The Wedding at Gecko Theatre Online
Led by Artistic Director Amit Lahav, the award-winning, internationally acclaimed physical theatre company, Gecko, explores the idea of being married to one’s job in their show The Wedding. Combining choreography, sound, storyboarding and reflection, this production utilises a wide range of theatrical styles to depict a dysfunctional society in which aspiring individuals undergo a symbolic wedding as a process of initiation into a world of suits, telephones and an incomprehensible stream of noises.
Like birds twittering in myriad tongues, The Wedding thrusts people and their varied languages into one globalised urban space of disillusionment and discontent. This is embodied in the worker whose routine movement between work, drink and home leads to alcoholism, marital disputes, and the inevitability of an affair, while the objects of his discontentment hover about him as incessant reminders of his entrapment.
Initiates slide onto the stage through a tunnel, carrying teddy bears which are then cast onto a pile like a junkyard of neglected identities. Each then go through a symbolic marriage ceremony that combines Greek, Jewish and Middle Eastern customs – identifiable through dance and music – after which they are guided through a door that leads to the mundane routine of the cooperate world.
There are no gender distinctions in the initiation process, which is signified by a wedding dress that the characters are given after discarding their teddy bears. When a new recruit expresses dissatisfaction upon joining the corporate environment – displayed in exaggerated flamenco-inspired movements, it paves the way for a rebellion that gains momentum when a homeless man disguises himself as one of the office workers.
The production also alludes to distinctions of class within the society, conveyed by faceless masters who dine at a high table while large numbers of unnamed workers continue below.
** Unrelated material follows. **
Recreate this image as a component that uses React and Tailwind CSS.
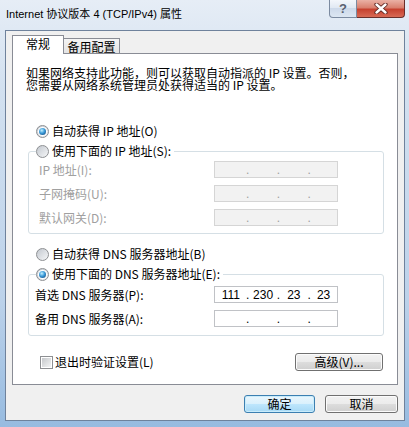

Meanwhile, from a suitcase emerges a family with a begging cup that threatens to remain as empty as the faces passing by, despite the family’s efforts. The comedy of the suitcase housing the homeless shines a light onto those readily ignored and cast to the side, but the declaration “amo le carte” feeds the dangerously flawed idea that links gambling and other vice with the poor.
The experimental style of this production works well with its criticism of the destructive rat-race, but the continuous muddled-up noise can leave viewers with a long-lasting headache.